I spent a whole 24 hours like this.  Well, I guess we’re staying in San Cristobal a bit longer.

 

When it passed I was left weak and really, really hungry.  I had finished “The Chess Garden”.  Great, great read.  Christina was still working on her projects.  I rested and drank lots of water and tea.  We went back to Chamula for a bit, and also tried to go to another village called Zinacantan – we waited on the side of the road at the Chamula/Zinacantan crossroads for a long time for a collectivo before finally giving up.

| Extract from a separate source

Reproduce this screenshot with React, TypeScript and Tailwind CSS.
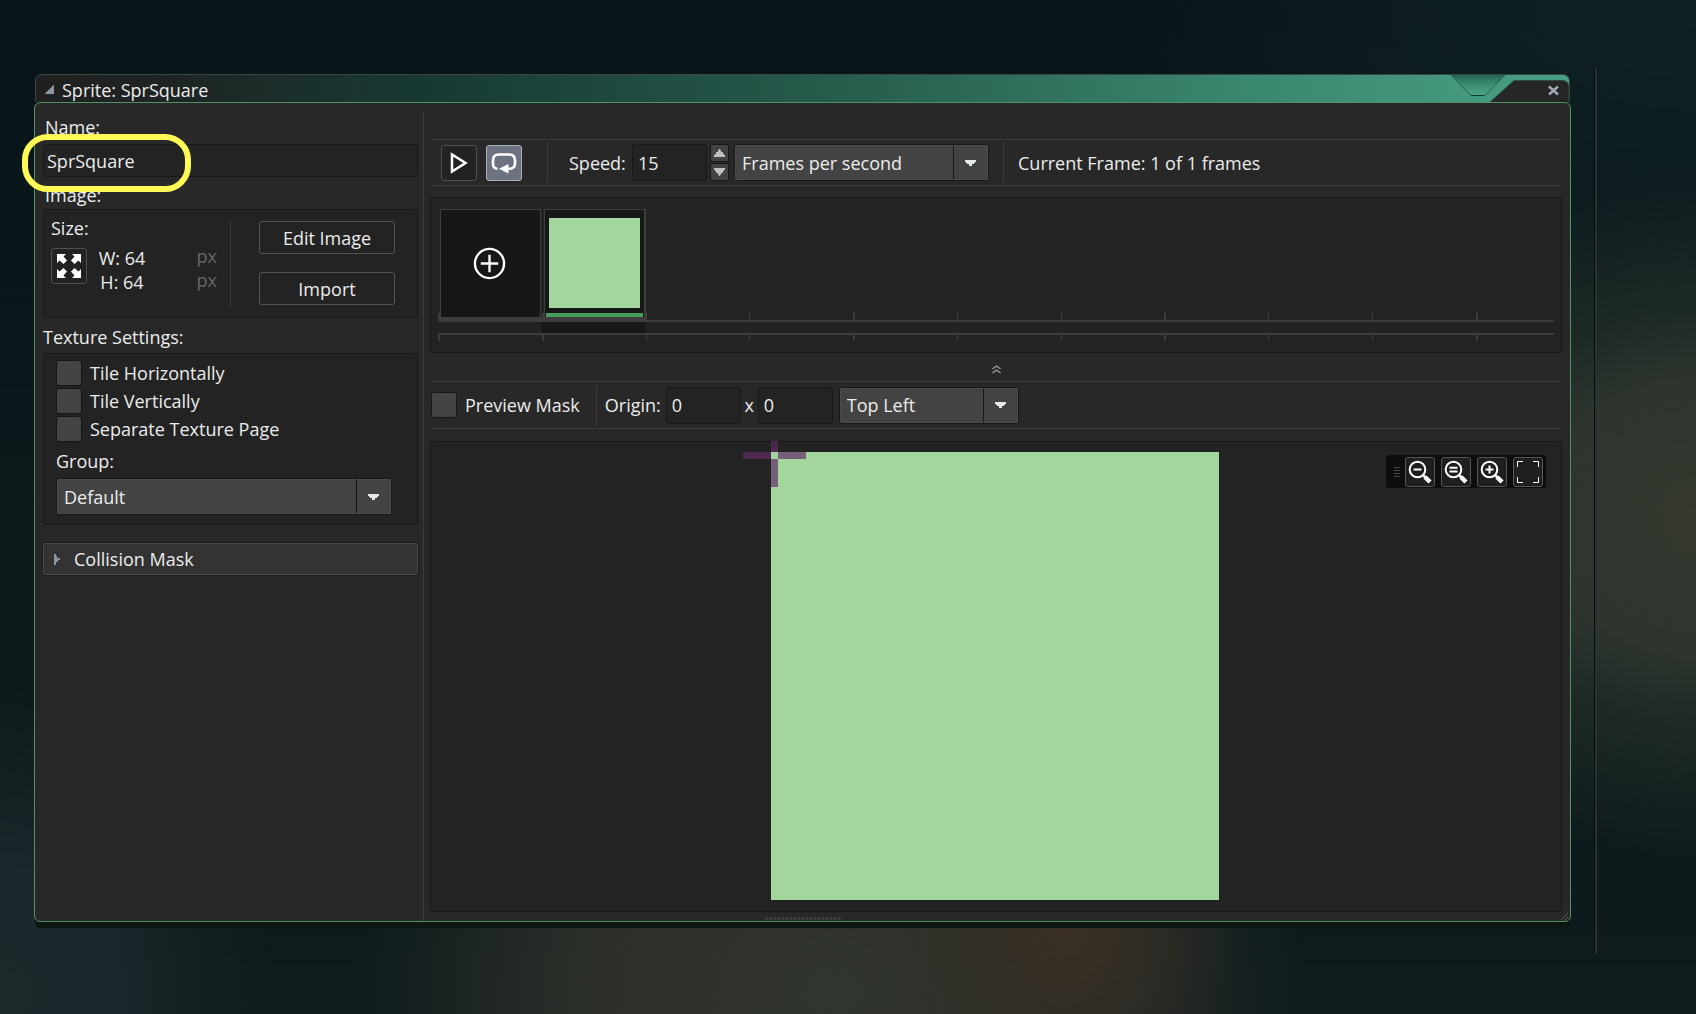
import type { ReactNode } from "react";

const inset = "rounded-[3px] border border-[#181818] bg-[#232323]";

function Arrow() {
  return (
    <svg width="11" height="6" viewBox="0 0 11 6" fill="#e3e9e8" aria-hidden="true">
      <path d="M0 0H11V2H10V3H9V4H7V6H4V4H2V3H1V2H0Z" />
    </svg>
  );
}

function Dropdown({ label, options, className }: { label: string; options: string[]; className: string }) {
  return (
    <div className={`relative flex h-[37px] rounded-[3px] border border-[#181818] bg-[#434343] ${className}`}>
      <select
        aria-label={label}
        className="w-full appearance-none rounded-[2px] border border-[#4c4c4c] bg-transparent pr-9 pl-1.5 text-lg outline-none"
      >
        {options.map((o) => (
          <option key={o}>{o}</option>
        ))}
      </select>
      <span className="pointer-events-none absolute inset-y-0 right-0 flex w-[35px] items-center justify-center rounded-r-[2px] border border-l-[#181818] border-[#4c4c4c]">
        <Arrow />
      </span>
    </div>
  );
}

function Check({ label }: { label: string }) {
  return (
    <label className="flex items-center gap-2 leading-7">
      <input
        type="checkbox"
        className="size-[26px] shrink-0 appearance-none rounded-[3px] border border-[#171717] bg-[#434544] checked:bg-[#6c7280]"
      />
      {label}
    </label>
  );
}

function IconButton({ label, active, children }: { label: string; active?: boolean; children: ReactNode }) {
  return (
    <button
      aria-label={label}
      aria-pressed={active}
      className={`flex size-9 items-center justify-center rounded-[3px] border ${
        active ? "border-[#a9adb5] bg-[#6c7280]" : "border-[#505050] bg-[#222222]"
      }`}
    >
      {children}
    </button>
  );
}

function ToolButton({ label, children }: { label: string; children: ReactNode }) {
  return (
    <button
      aria-label={label}
      className="flex size-[30px] items-center justify-center rounded-[3px] border border-[#555555] bg-[#1f1f1f]"
    >
      {children}
    </button>
  );
}

function Magnifier({ children }: { children: ReactNode }) {
  return (
    <svg width="24" height="24" viewBox="0 0 24 24" fill="none" stroke="#fff" strokeWidth="2" aria-hidden="true">
      <circle cx="9.5" cy="9.5" r="7.8" />
      <path d="M15 15L18 18" strokeWidth="2.5" />
      <path d="M17 17L22 22" strokeWidth="4.5" />
      {children}
    </svg>
  );
}

function Separator({ className }: { className: string }) {
  return <span className={`h-[39px] w-px bg-[#3c3c3c] ${className}`} />;
}

function Ruler() {
  const ticks = Array.from({ length: 11 }, (_, i) => ({
    x: Math.round(i * 103.75),
    w: i % 3 === 1 || i === 0 ? 2 : 1,
  }));
  return (
    <svg className="-mt-[5px] h-[28px] w-full" fill="#3d3d3d" aria-hidden="true">
      <rect x="104" y="9" width="104" height="11" fill="#171717" />
      <rect y="5" width="208" height="4" />
      <rect y="7" width="100%" height="2" />
      <rect y="20" width="100%" height="2" />
      {ticks.map((t) => (
        <g key={t.x}>
          <rect x={t.x} y="0" width={t.w} height="7" />
          <rect x={t.x} y="21" width={t.w} height="7" />
        </g>
      ))}
    </svg>
  );
}

function TitleBar() {
  return (
    <header className="relative mx-px flex h-7 items-center overflow-hidden rounded-t-[7px] border border-b-0 border-[#3c4543] bg-[linear-gradient(90deg,#202020_0%,#1e2423_8%,#183a34_26%,#28604f_55%,#3b8870_80%,#47a083_100%)] pt-[2px] pl-[9px]">
      <svg width="9" height="9" viewBox="0 0 9 9" fill="#8b94a1" aria-hidden="true">
        <path d="M8 0H9V9H0V8H1V7H2V6H3V5H4V4H5V3H6V2H7V1H8Z" />
      </svg>
      <h1 className="ml-2 text-lg leading-7">Sprite: SprSquare</h1>
      <svg className="absolute top-0 right-0" width="120" height="28" viewBox="0 0 120 28" aria-hidden="true">
        <defs>
          <linearGradient id="notch" x1="0" y1="0" x2="0" y2="1">
            <stop offset="0" stopColor="#256552" />
            <stop offset="0.45" stopColor="#3b8c72" />
            <stop offset="1" stopColor="#4aa587" />
          </linearGradient>
        </defs>
        <path d="M2 0L22 20.500H36L56 0Z" fill="url(#notch)" stroke="#256350" />
        <path d="M22 20.500H35" stroke="#10382c" />
        <path d="M40 28L65 5.500H113Q119 5.500 120 11V28Z" fill="#272627" stroke="#2f4b42" />
      </svg>
      <button aria-label="Close" className="absolute top-[10px] right-[10px]">
        <svg width="11" height="11" viewBox="0 0 11 11" stroke="#a3a8b4" strokeWidth="2.4" aria-hidden="true">
          <path d="M1 1.500L10 9.500M10 1.500L1 9.500" />
        </svg>
      </button>
    </header>
  );
}

function Sidebar() {
  return (
    <aside className="flex w-[389px] shrink-0 flex-col border-r border-[#3c3c3c] pr-[5px] pl-2">
      <label htmlFor="sprite-name" className="mt-[2px] ml-[2px] h-7 leading-7">
        Name:
      </label>
      <div className="relative mt-[3px]">
        <input
          id="sprite-name"
          defaultValue="SprSquare"
          className={`h-[33px] w-full px-[3px] outline-none ${inset}`}
        />
        <span className="pointer-events-none absolute -top-[10px] -left-[21px] h-[58px] w-[169px] rounded-[26px] border-6 border-[#fffa55]" />
      </div>
      <h2 className="ml-[2px] h-8 leading-9">Image:</h2>
      <section className={`flex h-[109px] ${inset}`}>
        <div className="my-[10px] w-[187px] border-r border-[#3c3c3c] pl-[7px]">
          <p className="-mt-1 leading-6">Size:</p>
          <div className="mt-2 flex gap-[11px]">
            <IconButton label="Resize sprite">
              <svg width="26" height="26" viewBox="0 0 26 26" fill="#fff" aria-hidden="true">
                {[0, 90, 180, 270].map((r) => (
                  <path key={r} transform={`rotate(${r} 13 13)`} d="M1 1H10L7.500 3.500L11 7.500L7.500 11L3.500 7.500L1 10Z" />
                ))}
              </svg>
            </IconButton>
            <dl className="-mt-[2px] grid flex-1 grid-cols-[48px_1fr] text-center leading-6">
              <dt>W: 64</dt>
              <dd className="pr-[13px] text-right leading-5 text-[#666666]">px</dd>
              <dt>H: 64</dt>
              <dd className="pr-[13px] text-right leading-5 text-[#666666]">px</dd>
            </dl>
          </div>
        </div>
        <div className="flex flex-1 flex-col gap-[18px] pt-[11px] pl-7">
          <button className="h-[33px] w-[136px] rounded-[3px] border border-[#555555]">Edit Image</button>
          <button className="h-[33px] w-[136px] rounded-[3px] border border-[#555555]">Import</button>
        </div>
      </section>
      <h2 className="h-[35px] leading-[38px]">Texture Settings:</h2>
      <section className={`h-[172px] pt-[5px] pl-3 ${inset}`}>
        <Check label="Tile Horizontally" />
        <Check label="Tile Vertically" />
        <Check label="Separate Texture Page" />
        <p className="h-[35px] leading-9">Group:</p>
        <Dropdown label="Group" options={["Default"]} className="w-[336px]" />
      </section>
      <button className="mt-[18px] flex h-8 items-center gap-[14px] rounded-[2px] border border-[#4a4a4a] bg-[#333333] pl-[10px] outline outline-[#1b1b1b]">
        <svg width="6" height="11" viewBox="0 0 6 11" fill="#8b94a1" aria-hidden="true">
          <path d="M0 0H2V2H3V4H6V6H4V8H2V11H0Z" />
        </svg>
        Collision Mask
      </button>
    </aside>
  );
}

function Spinner() {
  return (
    <div className="ml-[3px] flex flex-col gap-px">
      <button aria-label="Increase speed" className="flex h-[18px] w-[19px] items-center justify-center rounded-[2px] border border-[#181818] bg-[#434343]">
        <svg width="11" height="8" viewBox="0 0 11 8" fill="#bfc1c1" aria-hidden="true">
          <path d="M5 0H6V1H7V3H9V5H10V6H11V8H0V6H1V5H2V3H4V1H5Z" />
        </svg>
      </button>
      <button aria-label="Decrease speed" className="flex h-[18px] w-[19px] items-center justify-center rounded-[2px] border border-[#181818] bg-[#434343]">
        <svg width="11" height="8" viewBox="0 0 11 8" fill="#bfc1c1" aria-hidden="true">
          <path d="M5 8H6V7H7V5H9V3H10V2H11V0H0V2H1V3H2V5H4V7H5Z" />
        </svg>
      </button>
    </div>
  );
}

function Playback() {
  return (
    <div className="mt-[28px] flex h-[47px] items-center border-y border-[#3c3c3c] pl-[11px]">
      <div className="flex gap-[9px]">
        <IconButton label="Play">
          <svg width="18" height="22" viewBox="0 0 18 22" fill="none" stroke="#fff" strokeWidth="2.5" aria-hidden="true">
            <path d="M2 2.500V19.500L15.500 11Z" />
          </svg>
        </IconButton>
        <IconButton label="Loop" active>
          <svg width="26" height="22" viewBox="0 0 26 22" fill="none" stroke="#fff" strokeWidth="2.6" aria-hidden="true">
            <path d="M6.500 16.700C3.500 16.700 2 15 2 12V8.500C2 4.500 4 2.500 8 2.500H18C22 2.500 24 4.500 24 8.500V11.500C24 15 22 16.700 18.500 16.700H15" />
            <path d="M8 16.700L17.500 12V21.500Z" fill="#fff" stroke="none" />
          </svg>
        </IconButton>
      </div>
      <Separator className="ml-[25px]" />
      <label htmlFor="speed" className="ml-[21px] w-[63px]">Speed:</label>
      <input id="speed" defaultValue="15" className={`h-[37px] w-[75px] px-[5px] outline-none ${inset}`} />
      <Spinner />
      <Dropdown label="Speed unit" options={["Frames per second", "Frames per game frame"]} className="ml-[5px] w-[255px]" />
      <Separator className="ml-[14px]" />
      <p className="ml-[14px]">Current Frame: 1 of 1 frames</p>
    </div>
  );
}

function Timeline() {
  return (
    <section aria-label="Frames" className={`mt-[11px] h-[156px] pt-[11px] pr-[7px] pl-[7px] ${inset}`}>
      <div className="flex gap-[3px] pl-[2px]">
        <button
          aria-label="Add frame"
          className="flex h-[109px] w-[101px] items-center justify-center border border-[#3d3d3d] bg-[#171717] pr-[2px]"
        >
          <svg width="33" height="33" viewBox="0 0 34 34" fill="none" stroke="#fff" strokeWidth="2.4" aria-hidden="true">
            <circle cx="17" cy="17" r="15" />
            <path d="M17 8V26M8 17H26" />
          </svg>
        </button>
        <button
          aria-label="Frame 1"
          className="flex h-[109px] w-[102px] flex-col items-center justify-between border border-r-2 border-[#3d3d3d] bg-[#171717] pt-2"
        >
          <span className="h-[90px] w-[91px] bg-[#a3d69d]" />
          <span className="h-1 w-[97px] bg-[#479b5b]" />
        </button>
      </div>
      <Ruler />
    </section>
  );
}

function OriginBar() {
  return (
    <div className="flex h-[48px] items-center border-y border-[#3c3c3c] pl-px">
      <Check label="Preview Mask" />
      <Separator className="ml-4" />
      <label htmlFor="origin-x" className="ml-2 w-[61px]">Origin:</label>
      <input id="origin-x" defaultValue="0" className={`h-[37px] w-[75px] px-[5px] outline-none ${inset}`} />
      <label htmlFor="origin-y" className="w-[17px] text-center">x</label>
      <input id="origin-y" defaultValue="0" className={`h-[37px] w-[75px] px-[5px] outline-none ${inset}`} />
      <Dropdown label="Origin preset" options={["Top Left", "Middle Centre", "Custom"]} className="ml-[6px] w-[180px]" />
    </div>
  );
}

function Canvas() {
  return (
    <section aria-label="Sprite preview" className={`relative mt-3 flex justify-center pt-[10px] pr-[2px] pb-[11px] ${inset}`}>
      <div className="relative size-[448px] bg-[#a3d69d]">
        <svg className="absolute -top-[11px] -left-[28px]" width="63" height="46" viewBox="0 0 63 46" aria-hidden="true">
          <path d="M0 11H28V18H0ZM28 0H35V11H28Z" fill="#4d2950" />
          <path d="M35 11H63V18H35ZM28 18H35V46H28Z" fill="#775f79" />
        </svg>
      </div>
      <div className="absolute top-[13px] right-[15px] flex h-[33px] items-center gap-[6px] rounded-[3px] bg-[#0e0e0e] pr-[3px] pl-2">
        <svg className="-mr-px" width="6" height="12" viewBox="0 0 6 12" stroke="#4c4c4c" aria-hidden="true">
          <path d="M0 1.500H6M0 4.500H6M0 7.500H6M0 10.500H6" />
        </svg>
        <ToolButton label="Zoom out"><Magnifier><path d="M5.500 9.500H13.500" /></Magnifier></ToolButton>
        <ToolButton label="Reset zoom"><Magnifier><path d="M5.500 7.700H13.500M5.500 11.500H13.500" /></Magnifier></ToolButton>
        <ToolButton label="Zoom in"><Magnifier><path d="M5.500 9.500H13.500M9.500 5.500V13.500" /></Magnifier></ToolButton>
        <ToolButton label="Fit to window">
          <svg width="22" height="22" viewBox="0 0 22 22" fill="none" stroke="#fff" aria-hidden="true">
            <path d="M.5 6V.5H6M16 .5H21.500V6M21.500 16V21.500H16M6 21.500H.5V16" />
          </svg>
        </ToolButton>
      </div>
    </section>
  );
}

export default function App() {
  return (
    <div className="flex min-h-screen items-start bg-[#0b1a1c] bg-[radial-gradient(ellipse_26%_34%_at_101%_51%,#35382f_0%,#2d352d_40%,#2b342c99_60%,transparent_100%),radial-gradient(ellipse_10%_16%_at_63%_92%,#3a3024_0%,#352d2599_50%,transparent_100%),radial-gradient(ellipse_28%_40%_at_49%_98%,#30352d_0%,#2d302a_50%,transparent_100%),radial-gradient(ellipse_16%_30%_at_0%_98%,#1b2a2b_0%,#19282a_40%,transparent_100%),radial-gradient(ellipse_40%_40%_at_100%_0%,#0f2223_0%,transparent_100%),linear-gradient(180deg,#07141a_0%,#0b1a1b_50%,#0f1b1d_100%)] pt-[69px] pr-[99px] pl-[34px] font-['Open_Sans',sans-serif] text-lg text-[#ececec]">
      <main className="mt-[5px] min-w-0 flex-1">
        <TitleBar />
        <div className="relative flex rounded-[6px] border border-[#4f9362] bg-[#282828] pt-[8px] shadow-[0_7px_0_-1px_#0c1613]">
          <Sidebar />
          <div className="flex min-w-0 flex-1 flex-col pr-2 pb-[9px] pl-[6px]">
            <Playback />
            <Timeline />
            <button aria-label="Collapse timeline" className="flex h-[28px] items-center justify-center pt-1">
              <svg width="9" height="9" viewBox="0 0 9 9" fill="none" stroke="#a0a0a0" strokeWidth="1.200" aria-hidden="true">
                <path d="M.5 4L4.500 1L8.500 4M.5 8L4.500 5L8.500 8" />
              </svg>
            </button>
            <OriginBar />
            <Canvas />
          </div>
          <span className="absolute bottom-[1px] left-1/2 h-[3px] w-[78px] -translate-x-1/2 bg-[repeating-conic-gradient(#4c4c4c_0_25%,#222222_0_50%)] bg-size-[4px_2px]" />
          <svg className="absolute right-[2px] bottom-[1px]" width="7" height="7" viewBox="0 0 7 7" stroke="#5a5a5a" aria-hidden="true">
            <path d="M0 7L7 0M4 7L7 4" />
          </svg>
        </div>
      </main>
      <span className="ml-[23px] h-[885px] w-[3px] border-x border-l-[#050d0e] border-r-[#2a3130] bg-[#2a3130]" />
    </div>
  );
}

I started reading Carl Sagen’s “Dragons of Eden”.  We were beginning to feel trapped again.  San Cristobal was wonderful, it wasn’t that (in fact we tossed around the idea of coming back and living there for a year some time...), it was just that we’d been in Mexico almost 2 months and we had so many more countries to see!  But now we had to wait until Monday because Christina couldn’t mail her Christmas packages over the weekend.

 

Well I’m glad we stayed a bit longer because we got to meet two really great Canadians.  We had already met many cool people in San Cristobal - from the french guy Danny who ran the hotel (his wife and wife’s nag of a mother were a little much for us), to several friendly Germans (including a lion of a man whose German name translated into “Victory with a Spear”).  But these two we really hit it off with.  Mike and Steve.  They were from Toronto and were lovers.  The first outwardly gay couple we’d met, or even seen in Mexico.  Mexico (as they strongly agreed, though they loved the place) is not very gay friendly.  We spent a bunch of time talking to them, one time late into the night.  We talked about politics, religion, traveling, and all that good stuff.  We didn’t get to say goodbye, but luckily they left their contacts with Danny at the hotel.  Hopefully we’ll see them up in Toronto (a city we loved when we visited) some time.

 

On our last day there we visited a marvoulous museum called “Na Bolom”.  It was both fascinating and beautiful.  Check out their site: http://www.nabolom.org/index_en.html

Also see: http://www.geocities.com/rainforest/3134/

 

That afternoon we got on bus to Teopisca.  It was the first time we weren’t charged extra for our bikes!  We weren’t sure if it was because it was such a short ride (30 minutes), or they were just nicer in San Cristobal.  They did however made fun of us for a while because it was so close and we weren’t riding the bikes there.  We made the decision to take the bus there because of the Los Pinguinos (bike tour folks) web site.  Every tour they took in the direction we were headed they used a van to bring folks to Teopisca first.  So I figured it was an awful road, really hard or dangerous, or who knows what.  It turned out that the road was fine.  It was uphill, but nothing we couldn’t have done.  Our plan was to bicycle out of Teopisca until the turn off south for Las Rosas, continue down into the valley and then bike east to El Chiflon, a series of beautiful waterfalls.  Then back up out of the valley to Comitan (and back on Mex 190, the Pan American).  Then out further east (taking Mex 307) to a series of lakes called Lagunas de Montebello.  After that, finally we’d go on to Guatemala.  We hadn’t heard anything about the lakes, and the waterfall wasn’t even on our map, but we had been convinced by a bookseller (not at La Pared) in San Cristobal that neither of these places were to be missed.  We were excited to be on the road again, but not too sad to leave this fantastic city because we knew in our hearts we’d be back.